The executioner’s life is also complicated by increasing financial demands from his married daughter Madhavi and her unpleasant husband and the awakening sexual maturity of Mallika, Kaliyappan’s youngest daughter. Mallika falls in love with a local youth but is brutally murdered soon after.
This tragedy, which coincides with a new execution order from the maharaja, destroys Kaliyappan psychologically. He collapses just before the hanging, forcing his son to carry out the death penalty and take over his father’s macabre profession. Having previously backed the struggle against the British, Muthu becomes one of its instruments. His decision to become executioner could very well be a metaphor for those who took control when the British were forced out of India.

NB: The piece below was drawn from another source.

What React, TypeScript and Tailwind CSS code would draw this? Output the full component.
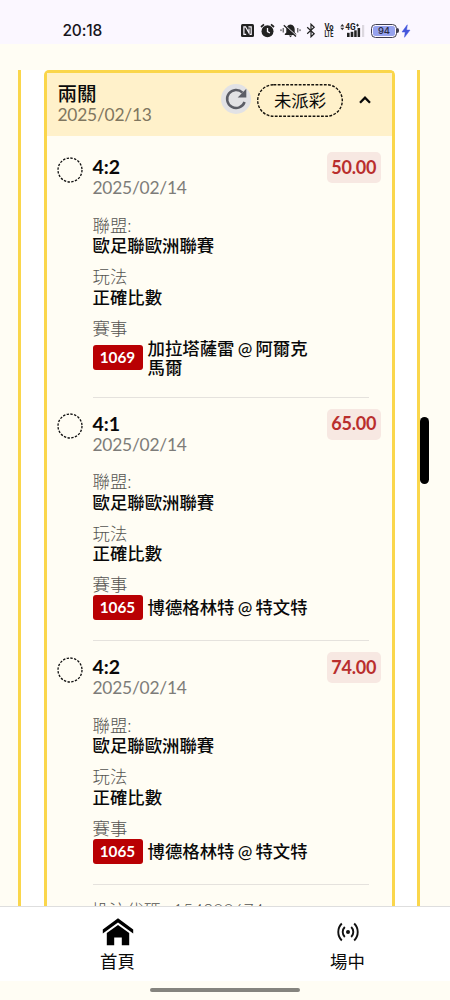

Shadow Kill is a dark and disturbing film with strong performances by its experienced cast. Oduvil Unnikrishnan as Kaliyappan is particularly noteworthy.
Adoor Gopalakrishnan has been making films for over 30 years and is one of India’s most thoughtful contemporary filmmakers. Explaining the film’s conclusion and Muthu’s decision to take over his father’s job, he said: “He is fighting for freedom, he is part of the whole Gandhian movement. But what exactly is freedom? Freedom from whom, and to do what? Examine his story: His father is a hangman; his father gets land, and other largesse, from the state. The son is against all this, yet he is dependant on his father’s lands and his income. In the end, he has a choice — to assume his father’s role, or to starve.
“Is that a choice? Freedom means, really, the power to choose. Does the son have it? The larger issue is, we have fought for, and got, our freedom, or independence. But is it real freedom? Are we really free? These are the questions I hope the audience ends up asking itself.”